Rosa Lindstedt (born 24 January 1988) is a Finnish ice hockey player and member of the Finnish national ice hockey team, currently serving as captain of Brynäs IF Dam in the Swedish Women's Hockey League (SDHL). She won bronze medals at the 2010 Winter Olympics and 2018 Winter Olympics, a silver medal at the 2019 IIHF Women's World Championship and bronze medals at the IIHF Women's World Championships in 2015, 2017, and 2021, and a bronze medal at the 2010 Four Nations Cup in St.
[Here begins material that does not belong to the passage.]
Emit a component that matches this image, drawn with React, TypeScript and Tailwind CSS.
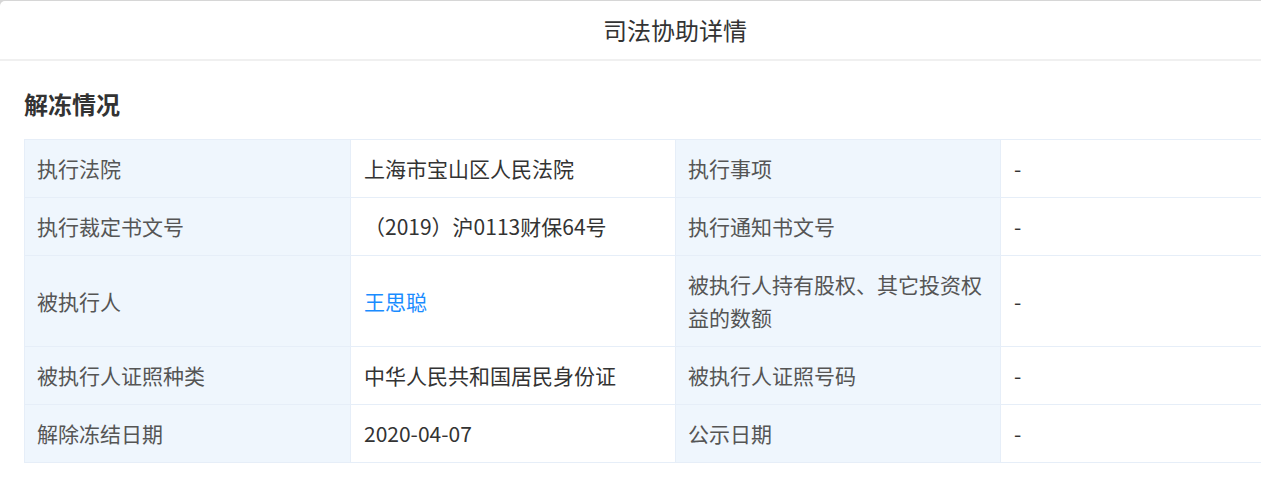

John's, Newfoundland and Labrador.

Playing career
Her senior club career began at age fourteen with the women's representative team of the Ylöjärven Ilves (Y-Ilves) in the 2002–03 season of the Naisten SM-sarja (renamed Naisten Liiga in 2017), the premier women's ice hockey league in her native Finland. In the Naisten SM-sarja, she went on to play with Tappara Naiset (2003–2007), Tampereen Ilves Naiset (2007–2012), and JYP Jyväskylä Naiset (2012–2016), twice winning the Finnish Championship, with Ilves in 2010 and JYP in 2016.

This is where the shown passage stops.